You may be able to do something like buy frozen vegetables and individually frozen bags of chicken parts (typically breasts or legs), fill a small cooler full on Friday night and plan to use it all up over the weekend, then eat stuff like pasta cooked with hard cheeses and dried veggies or other shelf stable foods Monday through Thursday.

Keeping the cooler someplace cool may help make this work. Microclimates make a much bigger impact than many modern people appreciate.

The key to keeping coconut oil liquid at room temperature is setting it in a warm spot in the kitchen, like next to the refrigerator or between the refrigerator and stove. The key to keeping things cold is keeping them out of sunlight and away from heat sources like the stove. A few degrees difference can be the difference between this working surprisingly well and it flopping.

Think about anytime it has ever snowed. Snow in the shadow of buildings may linger for days while snow in a sunny spot may be gone first.

You may be able to arrange a cold shelf that helps keep things cool and extends the shelf life of foods like fresh produce, hard cheeses and cured meats. Lots of sliced or diced pepperoni is shelf stable until opened and says "Refrigerate after opening." It would almost certainly be fine for a few days at least on a cold shelf (or in a cooler with some cold items) after opening.

If you have no fridge, you may not be able to do pizza sauce. Not a big deal, really. I used to buy some upscale frozen pizza from some famous chef which had a few tomato slices in place of pizza sauce.

(If it's good enough for snooty famous chefs, it's good enough for dirt poor, off-grid Americans. That's my story and I'm sticking to it.)

You can get dried tomatoes and soak them in water for a few minutes before baking or look for dried tomato slices packed in oil as your pizza sauce alternative. 

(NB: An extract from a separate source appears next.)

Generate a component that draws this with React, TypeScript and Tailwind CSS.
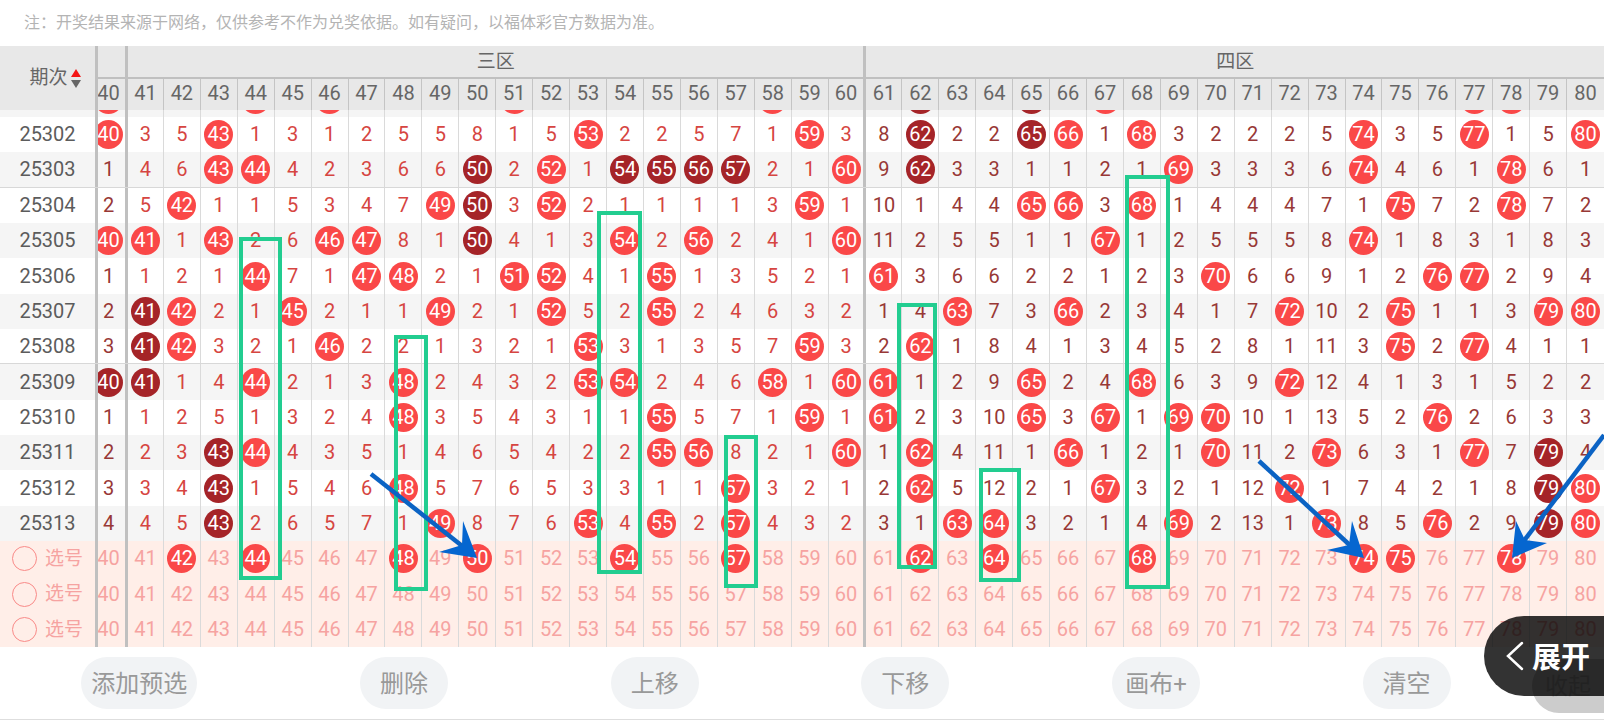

Most likely, salsa is spicy enough it would also be fine on a cold shelf or in a cooler for a few days after opening. The same may be true for some cheese dips because cheese is basically an old fashioned way to preserve milk before we had refrigerators.

If it were me, I would put a portion in a small bowl or cup to dip chips in and place the clean container on the cold shelf. I would not dip chips in the container and then store it, even if I had a fridge.

Try a few different approaches until you find an answer you are happy with and feel it constitutes fine dining. I ate cold prep ramen with a variety of different veggies up to twice a day for MONTHS in one of my poverty-housing apartments and never felt bored or like this was a compromise. 

Footnote 
The gourmet frozen pizza may have been by Wolfgang Puck. Here is an article saying the USDA gave him a hard time about his no pizza sauce pizzas.

Also, because of my medical condition, I basically don't do leftovers. If you have no fridge, you cook as much as you expect to eat in one sitting. If you are used to cooking extra and storing leftovers, you will need to adjust your habits -- though you can cook things like flat bread in batches ahead of time and keep some dry goods of that sort for a few days.